The Oregon Lottery’s new sports betting app has been a success, but public health experts warn of hidden costs.
Scoreboard, the Oregon Lottery’s new app-based sport betting game, is intended to be a valuable source of state revenue, as well as a tool to engage a younger generation in the state’s lottery system.
The app, which launched this month, allows users to place bets on the outcome of a wide range of sporting events, such as football and basketball.
Additionally, users will be able to place various in-game bets, such as what the score will be by the end of a quarter or half.
Scoreboard was created for dual purposes: First, the revenue generated by Scoreboard will be used to address the state’s Public Employees Retirement System (PERS) deficit, which is more than $25 billion.
Second, as Oregon’s video lottery demographic continues to age, a new generation of players is needed to maintain funding levels.
SB Tech, a European company that provides the sports betting engine for the Golden Nugget casino in New Jersey, partnered with Oregon Lottery to design the app.
“We did not want to reinvent the wheel,” says Matt Shelby, public information manager at Oregon Lottery. “If you’ve been around Oregon government any amount of time, you’ll know our state has a long and storied history of failed IT projects.”
The estimates for Scoreboard’s revenue are about $5 million annually, though users are expected to gamble upwards of $330 million each year.
“It’s a fairly low-margin business. The vast majority of [our earnings] are paid back in winnings,” says Shelby. “But we have a profit-sharing agreement with SB Tech. If we don’t make money, they don’t make money.”
Some warn the potential negative effects on public health will offset the revenue generated by the app.
Kitty Martz, an expert in gambling disorders and board member of Voices of Problem Gambling Recovery, argues that $5 million in revenue won’t put much of a dent into Oregon’s PERS dilemma, and that Scoreboard could have widespread costs due to the public health issues posed by problem gambling.
“Europe has had online gambling for over a decade, and studies estimate problem gambling is about four times higher in countries that offer online gambling,” says Martz. “We have 100,000 people in Oregon who suffer from problem gambling, which means we could have 300,000 to 400,000 problem gamblers in the next few years.”
According to a study from Baylor University, the annual cost of problem gambling is $9,300 per problem gambler a year.

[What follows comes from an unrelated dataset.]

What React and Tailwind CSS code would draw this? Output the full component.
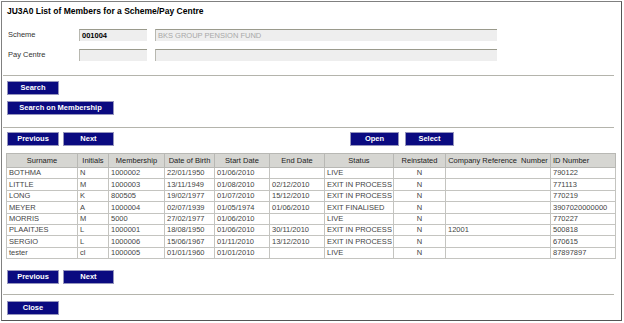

These costs come in the form of crime, unemployment, bankruptcy, homelessness, suicide and loss of productivity. If Baylor’s estimates are to be believed, that would mean Scoreboard could have external costs upwards of $3 billion.
Martz says the app could do away with real-time betting if it wanted to ensure fewer users developed problem gambling.
Shelby says there are safeguards built into the app for problem gamblers, including the ability to take gambling breaks or self-exclude entirely.
The Oregon Lottery has partnered with psychiatric professionals to put protections in place to prevent problem gambling.
“We want a lot of people playing a little,” he says.
As of now, Oregonians have exceeded Scoreboard’s expectations, spending $2 million in the first week and a half.